“Calo-me, espero, decifro.
As coisas talvez melhorem.
São tão fortes as coisas!
Mas eu não sou as coisas e me revolto.
Tenho palavras em mim buscando canal,
são roucas e duras,
irritadas, enérgicas,
comprimidas há tanto tempo,
perderam o sentido, apenas querem explodir”
(Versos de “Nosso Tempo”, poema de Carlos Drummond de Andrade publicado em 1940, na antologia Sentimento do Mundo. O poema foi escrito no final da década de 1930, durante a Segunda Guerra Mundial)
Dando sequência ao texto anterior, no qual abordei um pouco de meu olhar a respeito da gestão municipal em Itabira, após 15 meses de vivência na cidade, nesta coluna explorarei, sem quaisquer pretensões acadêmicas (se não, o faria numa revista científica e não numa coluna preponderantemente literária e livre das amarras metodológicas), algumas faces da ambiência política hodierna na terra de Drummond.
No primeiro texto, compartilhei um pouco da minha visão sobre alguns dos aspectos administrativos gerais do município: a estrutura da gestão, os instrumentos de planejamento público existentes, o histórico recente e elenquei um desafio contemporâneo. Neste artigo, o objetivo é abordar, sem adentrar em minudências, as relações sociais e políticas a partir da nova gestão que se inaugura em Itabira em janeiro de 2021. Como é o ambiente político itabirano? O que se pode constatar da política municipal após pouco mais de um ano de vivências? São duas das perguntas a serem respondidas pelo tecnocrata-literato-pensador.

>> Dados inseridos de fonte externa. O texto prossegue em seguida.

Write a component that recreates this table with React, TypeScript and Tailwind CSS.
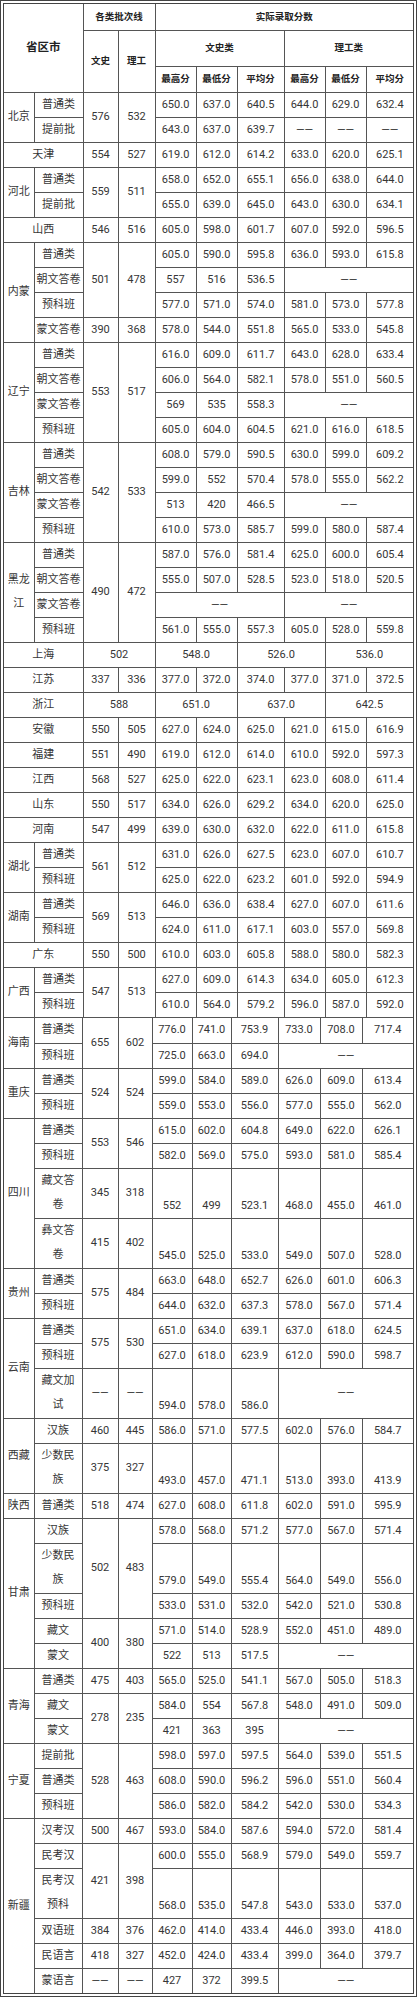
import React from 'react';

type Cell = string | { t: React.ReactNode; cs?: number; rs?: number; low?: boolean };
type Row = { c: Cell[]; tall?: boolean };

const D = '——';
const lo = (...ts: string[]): Cell[] => ts.map((t) => ({ t, low: true }));

const table1: Row[] = [
  { c: [{ t: '北京', rs: 2 }, '普通类', { t: '576', rs: 2 }, { t: '532', rs: 2 }, '650.0', '637.0', '640.5', '644.0', '629.0', '632.4'] },
  { c: ['提前批', '643.0', '637.0', '639.7', D, D, D] },
  { c: [{ t: '天津', cs: 2 }, '554', '527', '619.0', '612.0', '614.2', '633.0', '620.0', '625.1'] },
  { c: [{ t: '河北', rs: 2 }, '普通类', { t: '559', rs: 2 }, { t: '511', rs: 2 }, '658.0', '652.0', '655.1', '656.0', '638.0', '644.0'] },
  { c: ['提前批', '655.0', '639.0', '645.0', '643.0', '630.0', '634.1'] },
  { c: [{ t: '山西', cs: 2 }, '546', '516', '605.0', '598.0', '601.7', '607.0', '592.0', '596.5'] },
  { c: [{ t: '内蒙', rs: 4 }, '普通类', { t: '501', rs: 3 }, { t: '478', rs: 3 }, '605.0', '590.0', '595.8', '636.0', '593.0', '615.8'] },
  { c: ['朝文答卷', '557', '516', '536.5', { t: D, cs: 3 }] },
  { c: ['预科班', '577.0', '571.0', '574.0', '581.0', '573.0', '577.8'] },
  { c: ['蒙文答卷', '390', '368', '578.0', '544.0', '551.8', '565.0', '533.0', '545.8'] },
  { c: [{ t: '辽宁', rs: 4 }, '普通类', { t: '553', rs: 4 }, { t: '517', rs: 4 }, '616.0', '609.0', '611.7', '643.0', '628.0', '633.4'] },
  { c: ['朝文答卷', '606.0', '564.0', '582.1', '578.0', '551.0', '560.5'] },
  { c: ['蒙文答卷', '569', '535', '558.3', { t: D, cs: 3 }] },
  { c: ['预科班', '605.0', '604.0', '604.5', '621.0', '616.0', '618.5'] },
  { c: [{ t: '吉林', rs: 4 }, '普通类', { t: '542', rs: 4 }, { t: '533', rs: 4 }, '608.0', '579.0', '590.5', '630.0', '599.0', '609.2'] },
  { c: ['朝文答卷', '599.0', '552', '570.4', '578.0', '555.0', '562.2'] },
  { c: ['蒙文答卷', '513', '420', '466.5', { t: D, cs: 3 }] },
  { c: ['预科班', '610.0', '573.0', '585.7', '599.0', '580.0', '587.4'] },
  { c: [{ t: <>黑龙<br />江</>, rs: 4 }, '普通类', { t: '490', rs: 4 }, { t: '472', rs: 4 }, '587.0', '576.0', '581.4', '625.0', '600.0', '605.4'] },
  { c: ['朝文答卷', '555.0', '507.0', '528.5', '523.0', '518.0', '520.5'] },
  { c: ['蒙文答卷', { t: D, cs: 3 }, { t: D, cs: 3 }] },
  { c: ['预科班', '561.0', '555.0', '557.3', '605.0', '528.0', '559.8'] },
  { c: [{ t: '上海', cs: 2 }, { t: '502', cs: 2 }, { t: '548.0', cs: 2 }, { t: '526.0', cs: 2 }, { t: '536.0', cs: 2 }] },
  { c: [{ t: '江苏', cs: 2 }, '337', '336', '377.0', '372.0', '374.0', '377.0', '371.0', '372.5'] },
  { c: [{ t: '浙江', cs: 2 }, { t: '588', cs: 2 }, { t: '651.0', cs: 2 }, { t: '637.0', cs: 2 }, { t: '642.5', cs: 2 }] },
  { c: [{ t: '安徽', cs: 2 }, '550', '505', '627.0', '624.0', '625.0', '621.0', '615.0', '616.9'] },
  { c: [{ t: '福建', cs: 2 }, '551', '490', '619.0', '612.0', '614.0', '610.0', '592.0', '597.3'] },
  { c: [{ t: '江西', cs: 2 }, '568', '527', '625.0', '622.0', '623.1', '623.0', '608.0', '611.4'] },
  { c: [{ t: '山东', cs: 2 }, '550', '517', '634.0', '626.0', '629.2', '634.0', '620.0', '625.0'] },
  { c: [{ t: '河南', cs: 2 }, '547', '499', '639.0', '630.0', '632.0', '622.0', '611.0', '615.8'] },
  { c: [{ t: '湖北', rs: 2 }, '普通类', { t: '561', rs: 2 }, { t: '512', rs: 2 }, '631.0', '626.0', '627.5', '623.0', '607.0', '610.7'] },
  { c: ['预科班', '625.0', '622.0', '623.2', '601.0', '592.0', '594.9'] },
  { c: [{ t: '湖南', rs: 2 }, '普通类', { t: '569', rs: 2 }, { t: '513', rs: 2 }, '646.0', '636.0', '638.4', '627.0', '607.0', '611.6'] },
  { c: ['预科班', '624.0', '611.0', '617.1', '603.0', '557.0', '569.8'] },
  { c: [{ t: '广东', cs: 2 }, '550', '500', '610.0', '603.0', '605.8', '588.0', '580.0', '582.3'] },
  { c: [{ t: '广西', rs: 2 }, '普通类', { t: '547', rs: 2 }, { t: '513', rs: 2 }, '627.0', '609.0', '614.3', '634.0', '605.0', '612.3'] },
  { c: ['预科班', '610.0', '564.0', '579.2', '596.0', '587.0', '592.0'] },
];

const table2: Row[] = [
  { c: [{ t: '海南', rs: 2 }, '普通类', { t: '655', rs: 2 }, { t: '602', rs: 2 }, '776.0', '741.0', '753.9', '733.0', '708.0', '717.4'] },
  { c: ['预科班', '725.0', '663.0', '694.0', { t: D, cs: 3 }] },
  { c: [{ t: '重庆', rs: 2 }, '普通类', { t: '524', rs: 2 }, { t: '524', rs: 2 }, '599.0', '584.0', '589.0', '626.0', '609.0', '613.4'] },
  { c: ['预科班', '559.0', '553.0', '556.0', '577.0', '555.0', '562.0'] },
  { c: [{ t: '四川', rs: 4 }, '普通类', { t: '553', rs: 2 }, { t: '546', rs: 2 }, '615.0', '602.0', '604.8', '649.0', '622.0', '626.1'] },
  { c: ['预科班', '582.0', '569.0', '575.0', '593.0', '581.0', '585.4'] },
  { tall: true, c: [{ t: <>藏文答<br />卷</> }, '345', '318', ...lo('552', '499', '523.1', '468.0', '455.0', '461.0')] },
  { tall: true, c: [{ t: <>彝文答<br />卷</> }, '415', '402', ...lo('545.0', '525.0', '533.0', '549.0', '507.0', '528.0')] },
  { c: [{ t: '贵州', rs: 2 }, '普通类', { t: '575', rs: 2 }, { t: '484', rs: 2 }, '663.0', '648.0', '652.7', '626.0', '601.0', '606.3'] },
  { c: ['预科班', '644.0', '632.0', '637.3', '578.0', '567.0', '571.4'] },
  { c: [{ t: '云南', rs: 3 }, '普通类', { t: '575', rs: 2 }, { t: '530', rs: 2 }, '651.0', '634.0', '639.1', '637.0', '618.0', '624.5'] },
  { c: ['预科班', '627.0', '618.0', '623.9', '612.0', '590.0', '598.7'] },
  { tall: true, c: [{ t: <>藏文加<br />试</> }, D, D, ...lo('594.0', '578.0', '586.0'), { t: D, cs: 3 }] },
  { c: [{ t: '西藏', rs: 2 }, '汉族', '460', '445', '586.0', '571.0', '577.5', '602.0', '576.0', '584.7'] },
  { tall: true, c: [{ t: <>少数民<br />族</> }, '375', '327', ...lo('493.0', '457.0', '471.1', '513.0', '393.0', '413.9')] },
  { c: ['陕西', '普通类', '518', '474', '627.0', '608.0', '611.8', '602.0', '591.0', '595.9'] },
  { c: [{ t: '甘肃', rs: 5 }, '汉族', { t: '502', rs: 3 }, { t: '483', rs: 3 }, '578.0', '568.0', '571.2', '577.0', '567.0', '571.4'] },
  { tall: true, c: [{ t: <>少数民<br />族</> }, ...lo('579.0', '549.0', '555.4', '564.0', '549.0', '556.0')] },
  { c: ['预科班', '533.0', '531.0', '532.0', '542.0', '521.0', '530.8'] },
  { c: ['藏文', { t: '400', rs: 2 }, { t: '380', rs: 2 }, '571.0', '514.0', '528.9', '552.0', '451.0', '489.0'] },
  { c: ['蒙文', '522', '513', '517.5', { t: D, cs: 3 }] },
  { c: [{ t: '青海', rs: 3 }, '普通类', '475', '403', '565.0', '525.0', '541.1', '567.0', '505.0', '518.3'] },
  { c: ['藏文', { t: '278', rs: 2 }, { t: '235', rs: 2 }, '584.0', '554', '567.8', '548.0', '491.0', '509.0'] },
  { c: ['蒙文', '421', '363', '395', { t: D, cs: 3 }] },
  { c: [{ t: '宁夏', rs: 3 }, '提前批', { t: '528', rs: 3 }, { t: '463', rs: 3 }, '598.0', '597.0', '597.5', '564.0', '539.0', '551.5'] },
  { c: ['普通类', '608.0', '590.0', '596.2', '596.0', '551.0', '560.4'] },
  { c: ['预科班', '586.0', '582.0', '584.2', '542.0', '530.0', '534.3'] },
  { c: [{ t: '新疆', rs: 6 }, '汉考汉', '500', '467', '593.0', '584.0', '587.6', '594.0', '572.0', '581.4'] },
  { c: ['民考汉', { t: '421', rs: 2 }, { t: '398', rs: 2 }, '600.0', '555.0', '568.9', '579.0', '549.0', '559.7'] },
  { tall: true, c: [{ t: <>民考汉<br />预科</> }, ...lo('568.0', '535.0', '547.8', '543.0', '533.0', '537.0')] },
  { c: ['双语班', '384', '376', '462.0', '414.0', '433.4', '446.0', '393.0', '418.0'] },
  { c: ['民语言', '418', '327', '452.0', '424.0', '433.4', '399.0', '364.0', '379.7'] },
  { c: ['蒙语言', D, D, '427', '372', '399.5', { t: D, cs: 3 }] },
];

const td = 'border border-[#555] p-0 text-center leading-6 whitespace-nowrap';

function Body({ rows }: { rows: Row[] }) {
  return (
    <tbody>
      {rows.map((row, i) => (
        <tr key={i} className={row.tall ? 'h-[50px]' : 'h-[25px]'}>
          {row.c.map((cell, j) => {
            const c = typeof cell === 'string' ? { t: cell } : cell;
            return (
              <td
                key={j}
                colSpan={c.cs}
                rowSpan={c.rs}
                className={`${td} ${c.low ? 'align-bottom' : 'align-middle'}`}
              >
                {c.t}
              </td>
            );
          })}
        </tr>
      ))}
    </tbody>
  );
}

const th = 'border border-[#555] p-0 text-center align-middle font-bold text-[#222] text-[9.5px] whitespace-nowrap';

export default function App() {
  return (
    <div
      className="w-[417px] bg-white text-[11px] text-[#363636]"
      style={{ fontFamily: 'Roboto, "Noto Sans CJK SC", sans-serif' }}
    >
      <div className="border-[4px] border-double border-[#444]">
        <table className="w-full table-fixed border-collapse border-hidden">
          <colgroup>
            <col className="w-[30px]" />
            <col className="w-[49px]" />
            <col className="w-[35px]" />
            <col className="w-[37px]" />
            <col className="w-[41px]" />
            <col className="w-[41px]" />
            <col className="w-[47px]" />
            <col className="w-[41px]" />
            <col className="w-[41px]" />
            <col className="w-[47px]" />
          </colgroup>
          <thead>
            <tr className="h-[26px]">
              <th rowSpan={3} colSpan={2} className={`${th} text-[11.5px]`}>省区市</th>
              <th colSpan={2} className={th}>各类批次线</th>
              <th colSpan={6} className={th}>实际录取分数</th>
            </tr>
            <tr className="h-[36px]">
              <th rowSpan={2} className={th}>文史</th>
              <th rowSpan={2} className={th}>理工</th>
              <th colSpan={3} className={th}>文史类</th>
              <th colSpan={3} className={th}>理工类</th>
            </tr>
            <tr className="h-[26px]">
              <th className={th}>最高分</th>
              <th className={th}>最低分</th>
              <th className={th}>平均分</th>
              <th className={th}>最高分</th>
              <th className={th}>最低分</th>
              <th className={th}>平均分</th>
            </tr>
          </thead>
          <Body rows={table1} />
        </table>
        <div className="border-t border-[#555]">
          <table className="w-full table-fixed border-collapse border-hidden">
            <colgroup>
              <col className="w-[30px]" />
              <col className="w-[48px]" />
              <col className="w-[36px]" />
              <col className="w-[34px]" />
              <col className="w-[40px]" />
              <col className="w-[39px]" />
              <col className="w-[47px]" />
              <col className="w-[42px]" />
              <col className="w-[42px]" />
              <col className="w-[51px]" />
            </colgroup>
            <Body rows={table2} />
          </table>
        </div>
      </div>
    </div>
  );
}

Um dos primeiros aspectos a chamar a atenção na gestão atual de Itabira é o próprio prefeito, Marco Antônio Lage. Não se trata de um político caricato; não é, notadamente, um neófito no ambiente político em busca de holofotes e poder – e isso é raro. Basta ler a sua biografia para perceber que se trata de um homem realizado profissionalmente e que ingressou na política porque desejava oferecer aos seus concidadãos a larga experiência à frente da área de comunicação de uma das maiores empresas multinacionais instaladas no Brasil.

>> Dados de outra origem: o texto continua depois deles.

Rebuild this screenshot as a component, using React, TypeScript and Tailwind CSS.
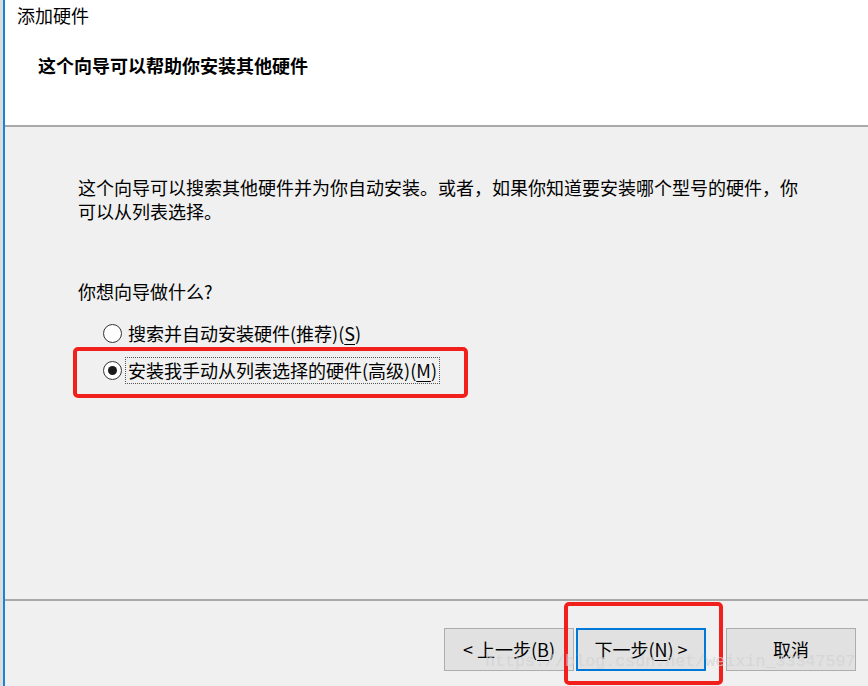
import React from "react";

// Windows "添加硬件" wizard page, with the two red highlight boxes drawn over it.

const font = { fontFamily: '"Noto Sans CJK SC", "Noto Sans", sans-serif' };

const Key = ({ k }: { k: string }) => <span className="underline underline-offset-[3px]">{k}</span>;

const Radio = ({ checked }: { checked?: boolean }) => (
  <span className="w-[19px] h-[19px] rounded-full border-[1.5px] border-[#333333] bg-white flex items-center justify-center shrink-0">
    {checked && <span className="w-[9px] h-[9px] rounded-full bg-[#1a1a1a]" />}
  </span>
);

const Button = ({ children, primary }: { children: React.ReactNode; primary?: boolean }) => (
  <div
    className={
      "w-[130px] h-[43px] flex items-center justify-center bg-[#e1e1e1] text-[18px] text-black " +
      (primary ? "border-2 border-[#0078d7]" : "border border-[#adadad]")
    }
  >
    {children}
  </div>
);

export default function App() {
  return (
    <div className="w-[868px] h-[686px] flex relative overflow-hidden bg-[#f0f0f0]" style={font}>
      {/* window edge */}
      <div className="w-[3px] bg-[#dcdcdc]" />
      <div className="w-[2px] bg-[#1883d7]" />

      <div className="flex-1 flex flex-col">
        {/* header */}
        <div className="h-[125px] bg-white flex flex-col">
          <p className="pl-[12px] pt-[3px] text-[18px] leading-[24px] text-black">添加硬件</p>
          <p className="pl-[33px] mt-[26px] text-[18px] leading-[24px] font-bold text-black">这个向导可以帮助你安装其他硬件</p>
        </div>
        <div className="h-[2px] bg-[#a9a9a9]" />

        {/* body */}
        <div className="flex-1 pl-[73px] pt-[48px] text-[18px] text-black">
          <p className="leading-[24px]">
            这个向导可以搜索其他硬件并为你自动安装。或者，如果你知道要安装哪个型号的硬件，你
            <br />
            可以从列表选择。
          </p>
          <p className="mt-[56px] leading-[24px]">你想向导做什么?</p>

          <div className="mt-[18px] pl-[25px] flex flex-col gap-[13px]">
            <div className="flex items-center h-[24px]">
              <Radio />
              <span className="ml-[6px] leading-[24px]">
                搜索并自动安装硬件(推荐)(<Key k="S" />)
              </span>
            </div>
            <div className="flex items-center h-[24px]">
              <Radio checked />
              <span className="ml-[3px] px-[2px] h-[27px] leading-[25px] border border-dotted border-[#555555]">
                安装我手动从列表选择的硬件(高级)(<Key k="M" />)
              </span>
            </div>
          </div>
        </div>

        <div className="h-[2px] bg-[#a9a9a9]" />

        {/* footer buttons */}
        <div className="h-[85px] flex items-start justify-end pt-[27px] pr-[12px]">
          <div className="flex gap-[2px]">
            <Button>
              &lt; 上一步(<Key k="B" />)
            </Button>
            <Button primary>
              下一步(<Key k="N" />) &gt;
            </Button>
          </div>
          <div className="ml-[20px]">
            <Button>取消</Button>
          </div>
        </div>
      </div>

      {/* red highlight boxes */}
      <div className="absolute left-[73px] top-[347px] w-[395px] h-[51px] border-4 border-[#f2201c] rounded-[5px]" />
      <div className="absolute left-[564px] top-[602px] w-[159px] h-[83px] border-4 border-[#f2201c] rounded-[5px]" />

      {/* blog watermark */}
      <div
        className="absolute left-[485px] top-[651px] text-[16.7px] leading-[22px] text-[#d2d2d2] opacity-70 whitespace-nowrap"
        style={{ fontFamily: '"Liberation Mono", monospace' }}
      >
        https://blog.csdn.net/weixin_33347597
      </div>
    </div>
  );
}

A maioria dos políticos interioranos pensa apenas em reeleições, relegando a segundo ou terceiro planos um planejamento consistente e efetivo de médio e longo prazos para as cidades. Marco Antônio, desde o início de sua gestão, pensou diferente e decidiu projetar Itabira para um novo tempo. Não possuía um projeto de poder para perpetuar seu recém-criado grupo político na máquina pública. Almejava, e isso estava claro, deixar um legado político e administrativo para a sua cidade, diversificando a economia, diminuindo a dependência econômica, financeira e orçamentária da Vale e estabelecendo um novo patamar de qualidade de vida para a população. Algo louvável na política brasileira, movida majoritariamente por interesses próprios, travestidos das mais nobres preocupações coletivas.

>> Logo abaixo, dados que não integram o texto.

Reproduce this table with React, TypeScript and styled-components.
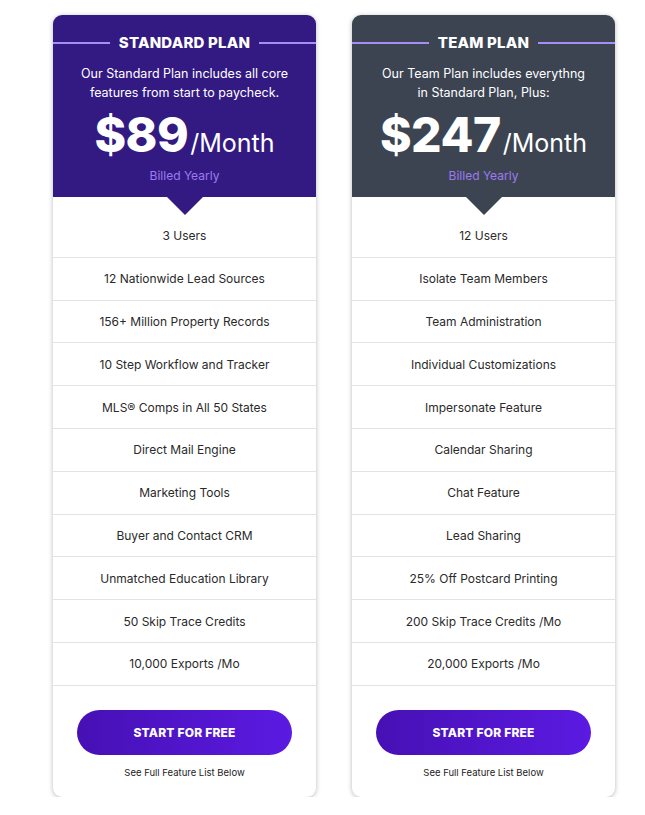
import React from "react";
import styled, { createGlobalStyle } from "styled-components";

const GlobalStyle = createGlobalStyle`
  body {
    margin: 0;
    background: #fff;
    font-family: Inter, "Open Sans", sans-serif;
  }
`;

const Page = styled.div`
  display: flex;
  gap: 36px;
  padding: 15px 0 0 53px;
  align-items: flex-start;
`;

const Card = styled.div`
  width: 263px;
  background: #fff;
  border-radius: 9px;
  overflow: hidden;
  box-shadow: 0 1px 5px rgba(0, 0, 0, 0.28);
  display: flex;
  flex-direction: column;
`;

const Header = styled.div<{ $bg: string }>`
  position: relative;
  background: ${(p) => p.$bg};
  padding: 19px 0 13px;
  display: flex;
  flex-direction: column;
  align-items: center;
  color: #fff;

  &::after {
    content: "";
    position: absolute;
    left: 50%;
    bottom: -18px;
    margin-left: -18px;
    border-left: 18px solid transparent;
    border-right: 18px solid transparent;
    border-top: 18px solid ${(p) => p.$bg};
  }
`;

const TitleRow = styled.div`
  width: 100%;
  display: flex;
  align-items: center;
  gap: 9px;

  &::before,
  &::after {
    content: "";
    flex: 1;
    height: 2px;
    background: #a68cf6;
  }
`;

const Title = styled.h2`
  margin: 0;
  font-size: 15px;
  line-height: 18px;
  font-weight: 800;
  letter-spacing: 0.2px;
`;

const Desc = styled.p`
  margin: 12px 0 0;
  font-size: 12.5px;
  line-height: 19px;
  text-align: center;
  padding: 0 20px;
`;

const Price = styled.div`
  margin-top: 5px;
  display: flex;
  align-items: baseline;
  line-height: 56px;
`;

const Amount = styled.span`
  font-size: 48px;
  font-weight: 800;
  letter-spacing: -0.5px;
`;

const Per = styled.span`
  font-size: 25px;
  line-height: 1;
  font-weight: 400;
  margin-left: 2px;
`;

const Billed = styled.div`
  margin-top: 5px;
  font-size: 12px;
  line-height: 16px;
  color: #9d7af2;
`;

const List = styled.ul`
  list-style: none;
  margin: 0;
  padding: 18px 0 0;
`;

const Item = styled.li`
  height: 41.8px;
  border-bottom: 1px solid #e3e3e3;
  display: flex;
  align-items: center;
  justify-content: center;
  font-size: 12px;
  color: #2a2a2a;
`;

const Footer = styled.div`
  padding: 24px 24px 18px;
  display: flex;
  flex-direction: column;
  align-items: center;
`;

const Button = styled.button`
  width: 100%;
  height: 45px;
  border: none;
  border-radius: 23px;
  background: linear-gradient(90deg, #4610b4, #5c1ae2);
  color: #fff;
  font-family: inherit;
  font-size: 12px;
  font-weight: 800;
  letter-spacing: 0.2px;
  cursor: pointer;
`;

const Note = styled.div`
  margin-top: 12px;
  font-size: 9.5px;
  line-height: 12px;
  color: #222;
`;

type Plan = {
  title: string;
  desc: string[];
  price: string;
  bg: string;
  features: string[];
};

const plans: Plan[] = [
  {
    title: "STANDARD PLAN",
    desc: ["Our Standard Plan includes all core", "features from start to paycheck."],
    price: "$89",
    bg: "#331a82",
    features: [
      "3 Users",
      "12 Nationwide Lead Sources",
      "156+ Million Property Records",
      "10 Step Workflow and Tracker",
      "MLS® Comps in All 50 States",
      "Direct Mail Engine",
      "Marketing Tools",
      "Buyer and Contact CRM",
      "Unmatched Education Library",
      "50 Skip Trace Credits",
      "10,000 Exports /Mo",
    ],
  },
  {
    title: "TEAM PLAN",
    desc: ["Our Team Plan includes everythng", "in Standard Plan, Plus:"],
    price: "$247",
    bg: "#3c4452",
    features: [
      "12 Users",
      "Isolate Team Members",
      "Team Administration",
      "Individual Customizations",
      "Impersonate Feature",
      "Calendar Sharing",
      "Chat Feature",
      "Lead Sharing",
      "25% Off Postcard Printing",
      "200 Skip Trace Credits /Mo",
      "20,000 Exports /Mo",
    ],
  },
];

const App = () => {
  return (
    <>
      <GlobalStyle />
      <Page>
        {plans.map((plan) => (
          <Card key={plan.title}>
            <Header $bg={plan.bg}>
              <TitleRow>
                <Title>{plan.title}</Title>
              </TitleRow>
              <Desc>
                {plan.desc[0]}
                <br />
                {plan.desc[1]}
              </Desc>
              <Price>
                <Amount>{plan.price}</Amount>
                <Per>/Month</Per>
              </Price>
              <Billed>Billed Yearly</Billed>
            </Header>
            <List>
              {plan.features.map((f) => (
                <Item key={f}>{f}</Item>
              ))}
            </List>
            <Footer>
              <Button>START FOR FREE</Button>
              <Note>See Full Feature List Below</Note>
            </Footer>
          </Card>
        ))}
      </Page>
    </>
  );
};

export default App;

Além desse apontamento, isto é, um chefe do Executivo municipal convictamente interessado em mudar estruturas e destituído de interesses personalistas, outros três aspectos podem ser destacados ao se analisar a ambiência política itabirana – um claramente local e os outros dois notadamente caracterizadores da política nacional – elementos um tanto complexos e que demonstram o tamanho do desafio que é navegar nas turvas águas da política. São eles: 1) a tensão entre Executivo e Legislativo; 2) o relacionamento complexo com a Vale S.A.; 3) o papel da mídia local nas articulações políticas.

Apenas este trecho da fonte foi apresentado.